Moreover, in her judgment at [22] Dias J rejected D’s assertions, repeated before me, that he was hindered by a lack of offices or staff and by “limitations of the IT available to him” including alleged inability to download attachments to emails “because his computer is not big enough”, as being “wholly spurious”. Dias J also rejected D’s claim that his Gmail account was blocked as “incomprehensible”.
As to the total failure to comply with the payment order, at the time before the hearing before Dias J, the Defendant was in breach of six payment orders of the Court, totalling more than US$2.8m. The debt and number of unpaid orders is now higher. Again, Dias J rejected D’s excuses, finding that the defendant had been “less than transparent” about his assets which he had said in his asset disclosure schedule dated 16 February 2021 given in response to the Worldwide Freezing Order made against him exceeded US$50m. Moreover, no documentary evidence has been provided as to where the monies have gone that the Defendant received upon liquidation of certain assets which formed part of the Settlement Agreement. Whilst before me Mr Gibbs pleaded impecuniosity in respect of the unpaid orders, as Mr. Attrill pointed out, if he asked the Claimant whether he could pay these sums out of the frozen funds the answer would obviously be yes. Moreover, he has failed to be transparent about the rental income he is getting from certain of the properties; about his bank account and who the nominee is in respect of the Montenegrin property; and about the sums channelled through his wife’s account after the sale of shares in a company called Hubflow, which was only discovered when his wife disclosed her redacted bank account statements and the Claimant’s solicitors managed to read the entries beneath the redactions.

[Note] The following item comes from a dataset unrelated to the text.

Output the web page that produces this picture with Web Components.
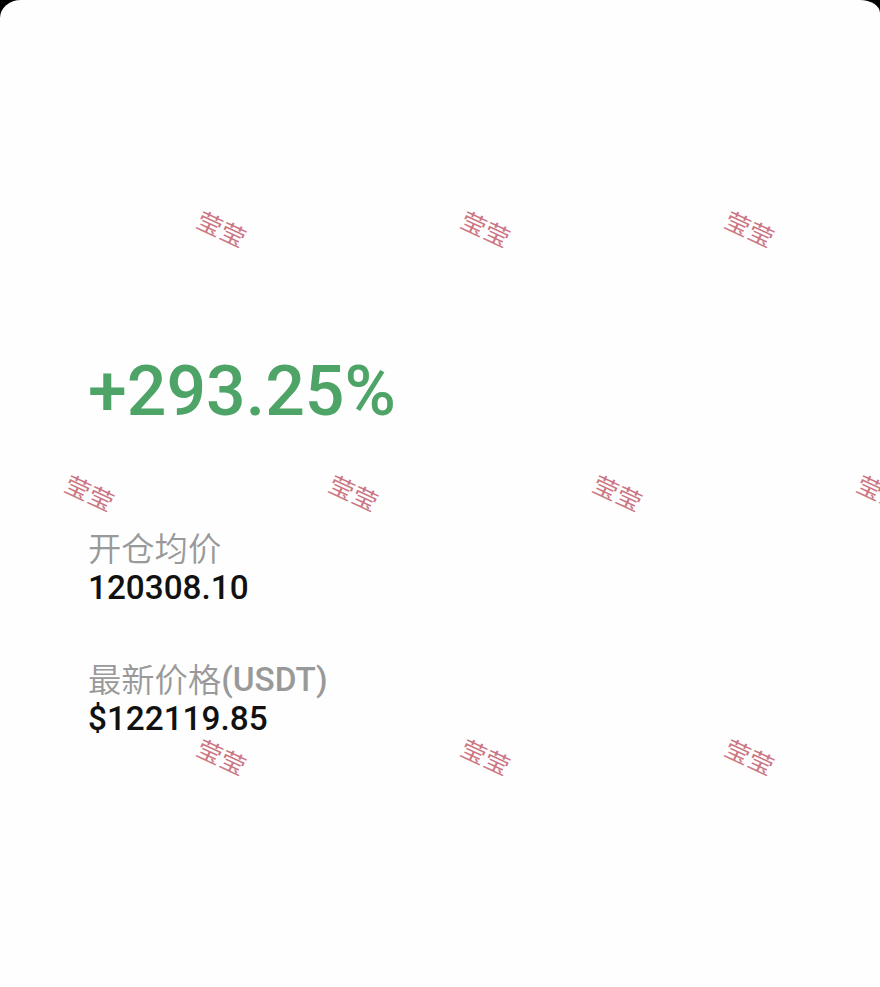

Mr Gibbs sought to explain this away before me in reply but this explanation should have been put forward long ago so that the claimant could investigate it. Likewise with the production of a letter from Sunseeker at the hearing today which concerned the cost of the yacht.
Subsequent to the hearing before Dias J, in the Chancery enforcement proceedings to which I have referred before Deputy Master Linwood, the Defendant again maintained that he was impecunious. He also sought to reconcile his excuses for his failure to give disclosure with the fact that he admitted corresponding with third parties on his Gmail account. The Deputy Master rejected the Defendant’s account as wholly untruthful, stating as follows in his judgment:
“Mr Gibbs gave his evidence with bluster, swagger and confidence. However, I could
not believe much of what he told me was true. He was also at times evasive and prone
to exaggeration or manipulation. I set out some examples below [… one such example:]
Under cross-examination Mr Gibbs admitted corresponding with third parties via his
Gmail account. He tried to excuse this by saying he managed it occasionally by deleting
large amounts of data to free up space to enable it to be usable again. His witness
statement, in which he confirmed is true on oath, was therefore untrue.” [at 40-42]
And:
“Of especial importance in his [the Defendant’s] attempts to mislead the court is over
the movement of cash and assets. I have mentioned the payments to and from Mrs Gibbs'
account, but substantial funds were received by him following the JPR investment share
sale, the purchase of shares in Hub Flow, albeit he says for a third party he did not wish
to name, the sale for Euros 675,000 of a property in Montenegro, which I am satisfied
he attempted conceal from the claimant, and also his failure to disclose further receipt
of £700,000 following his sale of his shares in Gibbs Gillespie.” [at 50]
And finally, in relation to the Defendant’s non-payment of the costs
orders in these proceedings which are also the subject of the Debarring Order that:
“[…] Mr Gibbs says he wishes to pay but provides a litany of excuses as to why he has
not been able to. It is remarkable that, notwithstanding all the assets listed in his
disclosure at the time of the worldwide freezing order and disposal of certain assets,
not a penny has been paid. … This, therefore, is a simple refusal to pay the claimant.
It is a serious and contumacious default which is over one year old.” [81-82]
These are serious findings of dishonesty in relation to the very matters which formed the subject matter of the debarring orders. The Defendant seeks to reargue these points before yet another court, namely this court. He is not entitled to do so.
Accordingly I dismiss the Application to Defend.
I add that the Defendant seeks permission to bring what he calls a counterclaim on the last two pages of his “statement of facts” of 13 July 2023. However, as to this:
In paragraph 32.1 he refers to his fees (i.e costs) of the discontinuance of the Primary Claims of the First and Second Claimants. This has already been provided for by order of HHJ Pelling KC in paragraph 3 of his Order of 11 July 2022 [Trial bundle B, vol 1/tab 17/p. 53], in which the Judge ordered that those costs shall be assessed upon a detailed assessment at the conclusion of these proceedings and the Defendant was granted permission to apply for an interim payment on account of those Discontinuance costs. However, he did so apply before Andrew Baker J on 5 December 2023 and his application was dismissed. So there cannot be a counterclaim for the Discontinuance cost in whole or in part.
In paragraph 32.2 he seeks £5.2m for fees and expenses for dealing with the funds and properties over 12 years for the four princesses. However, it is far too late to seek to advance this unparticularised, unpleaded claim, for which no legal basis is advanced and which in any event falls within the scope of the debarring order, as it is no doubt relied upon as a set off to the Claim in that it reduces the sums which the defendant claims he is obliged to pay the Claimant.
I make the same observations in respect of paragraphs 32.3 to 32.6. It is far too late to seek to raise these unparticularised and unpleaded claims which fall within the scope of the debarring order. Moreover, the allegations in paragraphs 32.3, 32.4 and 32.5 are advanced against Prince Khaled who is no longer a party to this action in any event. It is accordingly not possible to bring a counterclaim against him.
I accordingly refuse the Defendant permission to bring this counterclaim.